サンウルブズ撤退 どう考えたって、そんなの割り切れない

 ラグビー日本代表の強化手段として3年前からスーパーラグビーに参戦しているサンウルブズが、2020年シーズンを最後に撤退することが決まりました。3月にこのニュースを聞いた時には「あらら、どうしてこういうことになっちゃうの!?」と悲しいような、あきれたような、なんとも割り切れない気持ちでした。

 私だけでなく、この気持ちを共有する人は少なくないようです。せっかく積み上げてきたものをいとも簡単に放棄していいのか。私の周囲のラグビー好きの皆さんからは、一度ならず、二度、三度、四度・・・と指折り数えていたのでは間に合わないくらい何回もそうした意見を聞きました。

 どうにも割り切れない。末端のファンのそんな思いに応えてくれる記事が423日のスポニチのサイトに載っています。
www.sponichi.co.jp

  

 太陽というのはサンウルブズのサンにひっかけた見出しでしょうね。記事は『チームを運営するジャパンエスアールの初代代表理事を務めた田代芳孝特別顧問(68)』の話を中心にまとめられています。おそらく執筆にあたった記者も田代氏の見方に大いなる共感を抱きつつ、記事をまとめられたのではないでしょうか。

 「寂しさというより、怒りと申し訳なさ。なぜもっと大事にしないのか。チーフスやワラタスに勝って、喜ぶような醍醐味(だいごみ)が他にあるのか。SRの魅力を超えるものが簡単にできるとは、とても思えない。それを考えれば、日本協会は必死で残留する努力をしなければいけなかった」

 記事の中で田代氏はこう語っています。「そうだ、そうだ」と思わず言いたくなりますね。

 公平を期すために一応、明らかにしておくと、私と田代氏は旧知のラグビー仲間であり、その意味ではどうしても見方が田代氏寄りになってしまうかもしれません。

 そうしたバイアスがある程度、避けられないというリスクを織り込んで考えたとしても、この時期に撤退はないだろうと思います。

 日本協会の説明を一連の報道から判断すると、サンウルブズ残留に協会が消極的だったのは、スーパーラグビー主催団体であるSANZAAR(サンザー)から法外な財務負担を求められたからだったということのようです。

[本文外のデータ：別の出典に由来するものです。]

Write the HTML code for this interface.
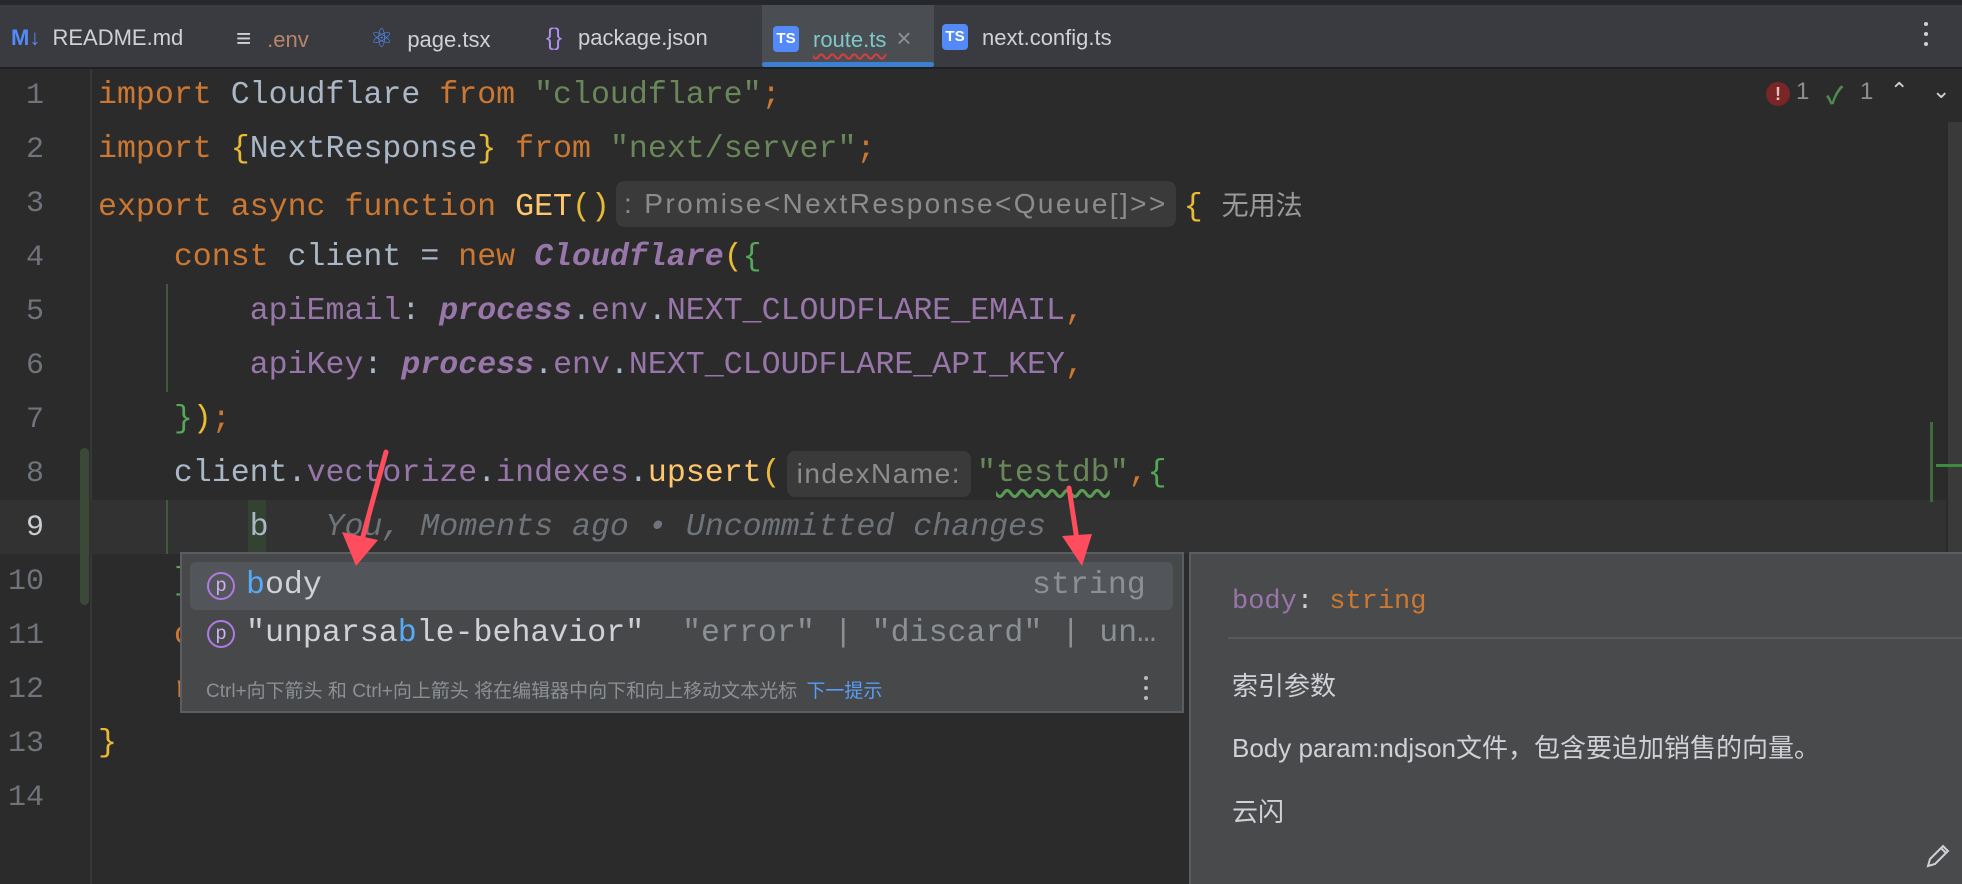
<!DOCTYPE html>
<html><head><meta charset="utf-8"><style>
*{margin:0;padding:0;box-sizing:border-box}
body{width:1962px;height:884px;background:#2b2b2b;overflow:hidden;position:relative;font-family:"Liberation Sans","Noto Sans CJK SC",sans-serif}
.abs{position:absolute}
.code{position:absolute;left:98px;font-family:"Liberation Mono","Noto Sans CJK SC",monospace;font-size:31.6px;line-height:54px;height:54px;white-space:pre;color:#a9b7c6}
.ln{position:absolute;left:0;width:44px;text-align:right;font-family:"Liberation Mono",monospace;font-size:30px;line-height:54px;color:#6f737a}
.k{color:#cc7832}.s{color:#6a8759}.p{color:#9876aa}.y{color:#e8ba36}.g{color:#54a857}.pi{color:#9876aa;font-style:italic;font-weight:bold}.ci{color:#9876aa;font-style:italic;font-weight:bold}
.hint{display:inline-block;font-family:"Liberation Sans",sans-serif;font-size:28px;color:#8c8c8c;background:#3a3a3b;border-radius:8px;line-height:46px;vertical-align:top;margin-top:4px;padding:0 10px}
.tab{position:absolute;top:5px;height:62px;line-height:66px;font-size:22px;color:#cfd1d6}
.ts{display:inline-block;width:26px;height:26px;background:#548af7;color:#fff;font-size:15px;font-weight:bold;line-height:26px;text-align:center;border-radius:4px;vertical-align:middle;margin-top:-4px}
</style></head><body>
<div class="abs" style="left:0;top:0;width:1962px;height:5px;background:#26282b"></div>
<div class="abs" style="left:0;top:5px;width:1962px;height:62px;background:#393b40"></div>
<div class="abs" style="left:762px;top:5px;width:172px;height:62px;background:#4a4d52"></div>
<div class="abs" style="left:762px;top:62px;width:172px;height:5px;background:#3d7fd1;border-radius:3px"></div>
<div class="abs" style="left:0;top:67px;width:1962px;height:2px;background:#1f2023"></div>
<div class="tab" style="left:11px"><span style="color:#548af7;font-weight:bold">M↓</span> <span style="margin-left:6px">README.md</span></div>
<div class="tab" style="left:236px"><span style="color:#cfd1d6;font-size:26px">≡</span><span style="margin-left:16px;color:#b8856a">.env</span></div>
<div class="tab" style="left:370px"><span style="color:#548af7;font-size:26px">⚛</span><span style="margin-left:14px">page.tsx</span></div>
<div class="tab" style="left:546px"><span style="color:#b48ef0;font-size:24px">{}</span><span style="margin-left:16px">package.json</span></div>
<div class="tab" style="left:773px"><span class="ts">TS</span><span style="margin-left:14px;color:#7fc8c8;text-decoration:underline wavy #d04040;text-underline-offset:6px">route.ts</span><span style="margin-left:10px;color:#8c8f94;font-size:26px">×</span></div>
<div class="tab" style="left:942px"><span class="ts">TS</span><span style="margin-left:14px">next.config.ts</span></div>
<div class="abs" style="left:1924px;top:22px;width:4px;height:4px;background:#cfd1d6;border-radius:2px;box-shadow:0 10px 0 #cfd1d6,0 20px 0 #cfd1d6"></div>

<div class="abs" style="left:90px;top:69px;width:2px;height:815px;background:#35373a"></div>
<div class="abs" style="left:0;top:500px;width:1946px;height:54px;background:#323232"></div>
<div class="abs" style="left:80px;top:448px;width:9px;height:157px;background:#3a4a37;border-radius:5px"></div>
<div class="abs" style="left:166px;top:284px;width:2px;height:108px;background:#3f5a3d"></div>
<div class="abs" style="left:166px;top:500px;width:2px;height:54px;background:#3f5a3d"></div>
<div class="abs" style="left:248px;top:500px;width:18px;height:54px;background:#344232"></div>

<div class="ln" style="top:69px">1</div><div class="ln" style="top:123px">2</div><div class="ln" style="top:177px">3</div><div class="ln" style="top:231px">4</div><div class="ln" style="top:285px">5</div><div class="ln" style="top:339px">6</div><div class="ln" style="top:393px">7</div><div class="ln" style="top:447px">8</div><div class="ln" style="top:501px;color:#c9ccd1">9</div><div class="ln" style="top:555px">10</div><div class="ln" style="top:609px">11</div><div class="ln" style="top:663px">12</div><div class="ln" style="top:717px">13</div><div class="ln" style="top:771px">14</div>

<div class="code" style="top:69px"><span class="k">import</span> Cloudflare <span class="k">from</span> <span class="s">"cloudflare"</span><span class="k">;</span></div>
<div class="code" style="top:123px"><span class="k">import</span> <span class="y">{</span>NextResponse<span class="y">}</span> <span class="k">from</span> <span class="s">"next/server"</span><span class="k">;</span></div>
<div class="code" style="top:177px"><span class="k">export async function</span> <span style="color:#ffc66d">GET</span><span class="y">()</span><span class="hint" style="margin-left:6px;margin-right:8px;letter-spacing:2.4px;padding:0 8px">: Promise&lt;NextResponse&lt;Queue[]&gt;&gt;</span><span class="y">{</span> <span style="font-family:'Noto Sans CJK SC',sans-serif;font-size:27px;color:#9a9a9a">无用法</span></div>
<div class="code" style="top:231px">    <span class="k">const</span> client = <span class="k">new</span> <span class="ci">Cloudflare</span><span class="y">(</span><span class="g">{</span></div>
<div class="code" style="top:285px">        <span class="p">apiEmail</span>: <span class="pi">process</span>.<span class="p">env</span>.<span class="p">NEXT_CLOUDFLARE_EMAIL</span><span class="k">,</span></div>
<div class="code" style="top:339px">        <span class="p">apiKey</span>: <span class="pi">process</span>.<span class="p">env</span>.<span class="p">NEXT_CLOUDFLARE_API_KEY</span><span class="k">,</span></div>
<div class="code" style="top:393px">    <span class="g">}</span><span class="y">)</span><span class="k">;</span></div>
<div class="code" style="top:447px">    client.<span class="p">vectorize</span>.<span class="p">indexes</span>.<span style="color:#ffc66d">upsert</span><span class="y">(</span><span class="hint" style="margin-left:6px;margin-right:6px;padding:0 10px;letter-spacing:1.5px">indexName:</span><span class="s">"<span style="text-decoration:underline wavy #5a9a55;text-underline-offset:8px">testdb</span>"</span><span class="k">,</span><span class="g">{</span></div>
<div class="code" style="top:501px">        b   <span style="color:#6f737a;font-style:italic">You, Moments ago • Uncommitted changes</span></div>
<div class="code" style="top:555px">    <span class="g">}</span></div>
<div class="code" style="top:609px">    <span class="k">c</span></div>
<div class="code" style="top:663px">    <span class="k">r</span></div>
<div class="code" style="top:717px"><span class="y">}</span></div>

<div class="abs" style="left:1766px;top:82px;width:24px;height:24px;border-radius:12px;background:#7a2626;color:#e0c0c0;font-size:18px;font-weight:bold;text-align:center;line-height:24px">!</div>
<div class="abs" style="left:1796px;top:78px;font-size:24px;color:#8c8f94">1</div>
<div class="abs" style="left:1826px;top:76px;font-size:24px;color:#4e8a4e;font-weight:bold">✓</div>
<div class="abs" style="left:1860px;top:78px;font-size:24px;color:#8c8f94">1</div>
<div class="abs" style="left:1890px;top:78px;font-size:22px;color:#cfd1d6">&#8963;</div>
<div class="abs" style="left:1932px;top:78px;font-size:22px;color:#cfd1d6">&#8964;</div>
<div class="abs" style="left:1948px;top:122px;width:14px;height:430px;background:#3a3a3a"></div>
<div class="abs" style="left:1930px;top:422px;width:3px;height:80px;background:#3d6b3d"></div>
<div class="abs" style="left:1936px;top:464px;width:26px;height:3px;background:#3d8b3d"></div>

<div class="abs" style="left:180px;top:552px;width:1004px;height:161px;background:#46484a;border:2px solid #5a5d61"></div>
<div class="abs" style="left:190px;top:562px;width:983px;height:48px;background:#52555a;border-radius:6px"></div>
<div class="abs" style="left:207px;top:572px;width:28px;height:28px;border:2px solid #b07ae0;border-radius:50%;color:#d0b0f0;font-size:19px;text-align:center;line-height:23px;font-family:'Liberation Sans'">p</div>
<div class="abs" style="left:207px;top:620px;width:28px;height:28px;border:2px solid #b07ae0;border-radius:50%;color:#d0b0f0;font-size:19px;text-align:center;line-height:23px;font-family:'Liberation Sans'">p</div>
<div class="code" style="left:246px;top:559px;font-size:31.6px;color:#cfd1d6"><span style="color:#57aaf7">b</span>ody</div>
<div class="code" style="left:1032px;top:559px;font-size:31.6px;color:#8c8f94">string</div>
<div class="code" style="left:246px;top:607px;font-size:31.6px;color:#cfd1d6">"unparsa<span style="color:#57aaf7">b</span>le-behavior"  <span style="color:#8c8f94">"error" | "discard" | un…</span></div>
<div class="abs" style="left:206px;top:676px;font-size:19px;color:#8c8f94;font-family:'Liberation Sans','Noto Sans CJK SC',sans-serif">Ctrl+向下箭头 和 Ctrl+向上箭头 将在编辑器中向下和向上移动文本光标 <span style="color:#589df6;margin-left:4px">下一提示</span></div>
<div class="abs" style="left:1144px;top:676px;width:4px;height:4px;background:#bbb;border-radius:2px;box-shadow:0 10px 0 #bbb,0 20px 0 #bbb"></div>

<div class="abs" style="left:1189px;top:552px;width:773px;height:332px;background:#494a4c;border-left:2px solid #5a5d61;border-top:2px solid #5a5d61"></div>
<div class="code" style="left:1232px;top:575px;font-size:27px;color:#cfd1d6"><span class="p">body</span>: <span class="k">string</span></div>
<div class="abs" style="left:1228px;top:637px;width:734px;height:2px;background:#58595c"></div>
<div class="abs" style="left:1232px;top:668px;font-size:26px;color:#cfd1d6;font-family:'Noto Sans CJK SC',sans-serif;line-height:34px">索引参数</div>
<div class="abs" style="left:1232px;top:731px;font-size:26px;color:#cfd1d6;font-family:'Liberation Sans','Noto Sans CJK SC',sans-serif;line-height:34px">Body param:ndjson文件，包含要追加销售的向量。</div>
<div class="abs" style="left:1232px;top:794px;font-size:26px;color:#cfd1d6;font-family:'Noto Sans CJK SC',sans-serif;line-height:34px">云闪</div>
<svg class="abs" style="left:1924px;top:842px" width="28" height="28" viewBox="0 0 28 28"><path d="M4 24 L6 17 L19 4 L24 9 L11 22 Z M17 6 L22 11" fill="none" stroke="#cfd1d6" stroke-width="2"/></svg>

<svg class="abs" style="left:0;top:0" width="1962" height="884">
<line x1="386" y1="452" x2="362" y2="540" stroke="#ff4d5e" stroke-width="5" stroke-linecap="round"/>
<polygon points="342,532 378,540 356,566" fill="#ff4d5e"/>
<line x1="1069" y1="488" x2="1077" y2="540" stroke="#ff4d5e" stroke-width="5" stroke-linecap="round"/>
<polygon points="1062,536 1092,534 1082,566" fill="#ff4d5e"/>
</svg>
</body></html>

ただし、田代氏の話からするとニュアンスはかなり異なっています。

 記事の中で田代氏はサンザーについて「割と臨機応変マリノスCEOも本当は残したいと思っているはず」と語っています。

国際的なラグビー地政学といった視点に立てば、この辺りも腑に落ちます。世界のラグビー界が現在、抱えている最大の課題は競技としてのマーケットが南半球と欧州の強豪国に偏在していることであり、真にグローバルスポーツとは言い切れない面も実はあります。この壁を打ち破るには、人口の多いアジアに何とか普及をはかりたい。世界のラグビー界がそれを切望していることは想像に難くありません。

だからこそ、2019W杯の日本開催もあり得たわけだし、W杯のホスト国になる以上、それなりの観客動員は果たしたい。それには日本代表が世界の強豪に伍して戦えるということを準備過程で示しておかなければならない・・・ということで、この辺りは、阿吽の呼吸といいますか、オフロードパスといいますか、日本の都合と世界の都合がうまく重なります。しかも、その目標達成のツールとして少々、無茶かもしれないけれどというリスクも織り込み済みでスーパーラグビー参戦という決断があったはずです。

しかも、しかも、スーパーラグビーの中でサンウルブズは確かにまだ弱小下位球団ではありますが、今シーズンなどは強豪チームと互角の戦いを続け、ちょっと前なら、どう逆立ちしても勝てないと思われていたチーフス戦やワラタス戦でも勝利を挙げています。

これ以上のプロモーションがありますか、と私なら言いたい。

ラグビーという競技はかつて国内で6万の大観衆を集める人気を誇っていましたが、W杯が始まり、連戦連敗でとても世界とは戦えないという印象が固定化するにつれて、人気も長期低落化の傾向をたどるようになりました。

それでもなお、国内で伝統芸能のような競技としてコアなファンだけが観戦するスポーツでいいのか。いったん世界をみた以上、それでは収まるまい。スポニチの記事はこう書いています。

《田代氏は「もう一度、参戦できるように交渉すべき。存在価値をファンと選手は感じているのだから」と断言した》

そうだ、そうだと私も一ファンとして思う。サンザーよ、アジアのマーケットはでかいぞ・・・、おっと、そんなに高飛車に出てはまとまる話もまとまりませんね。アジアのマーケットは大きいですよ。

粘り強く相手の意とするところは何かを把握する努力を怠らなければ、交渉の余地はまだありそうな感じもします。田代氏にももう一汗、かいてもらう場面が生まれることを期待したいですね。